Other applications may need a different rule as the application will typically want to retain the content of an unknown element, perhaps for display purposes. The rule for ignoring the element only is:
7. Must Ignore Container rule: The Must Ignore rule applies only to unrecognized elements in presentation-oriented formats.
This retains the element descendants in the processing model so that they can still affect interpretation of the document, such as for display purposes.
Ignoring content is a simple solution to the problem of substitution. In order to achieve a compatible evolution, the newer instances of a language must be transformable (or substitutable) into older instances. Object systems typically call this “polymorphism”, where a new type can behave as the old type.

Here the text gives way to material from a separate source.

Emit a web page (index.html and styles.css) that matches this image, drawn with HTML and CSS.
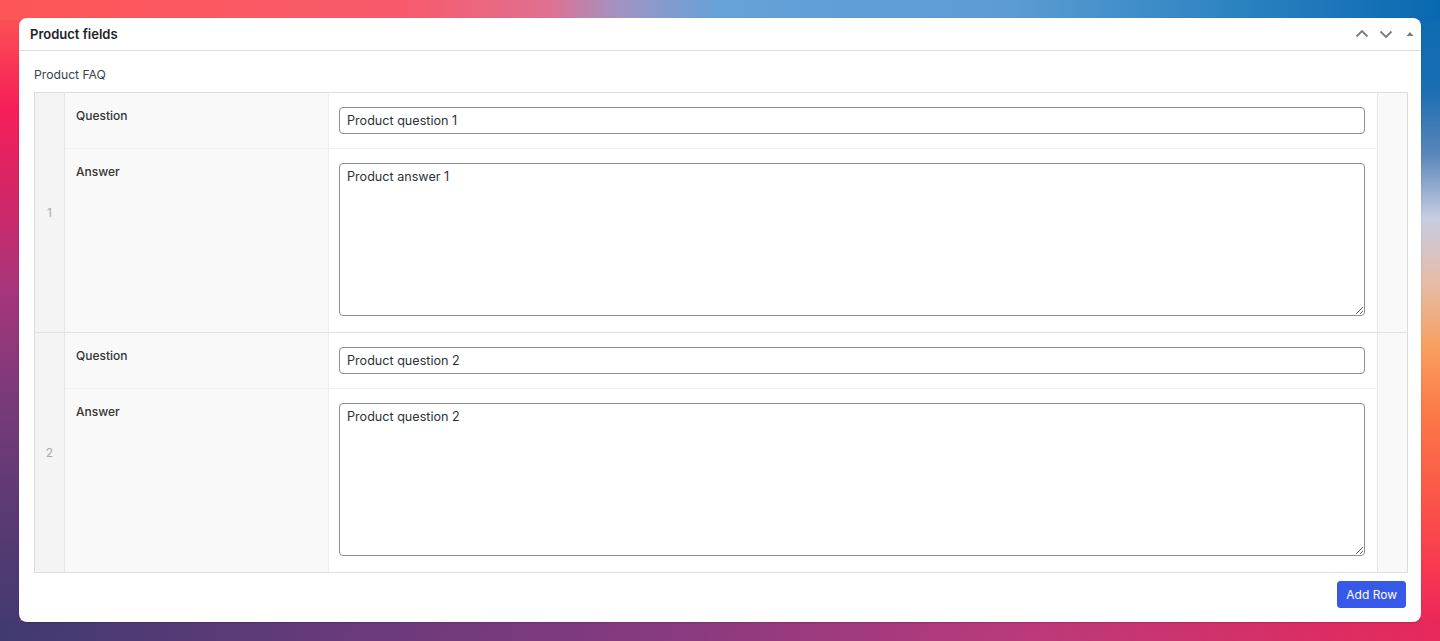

Other substitution models have been successfully deployed. One such model is a fallback model, where alternate elements are provided if the consumer does not understand the extension. XSLT 2.0 provides such a model. Another model is that a transform from the new type to the old type is made available, either by value or reference.
As desirable as compatible evolution often is, sometimes a language may not want to allow it. In this model, a consumer will generate a fault if it finds a component it doesn’t understand. An example might be a security specification where a consumer must understand each and every extension. This suffers from the significant drawback that it does not allow compatible changes to occur in the language, as any changes require both consumer and producer to change.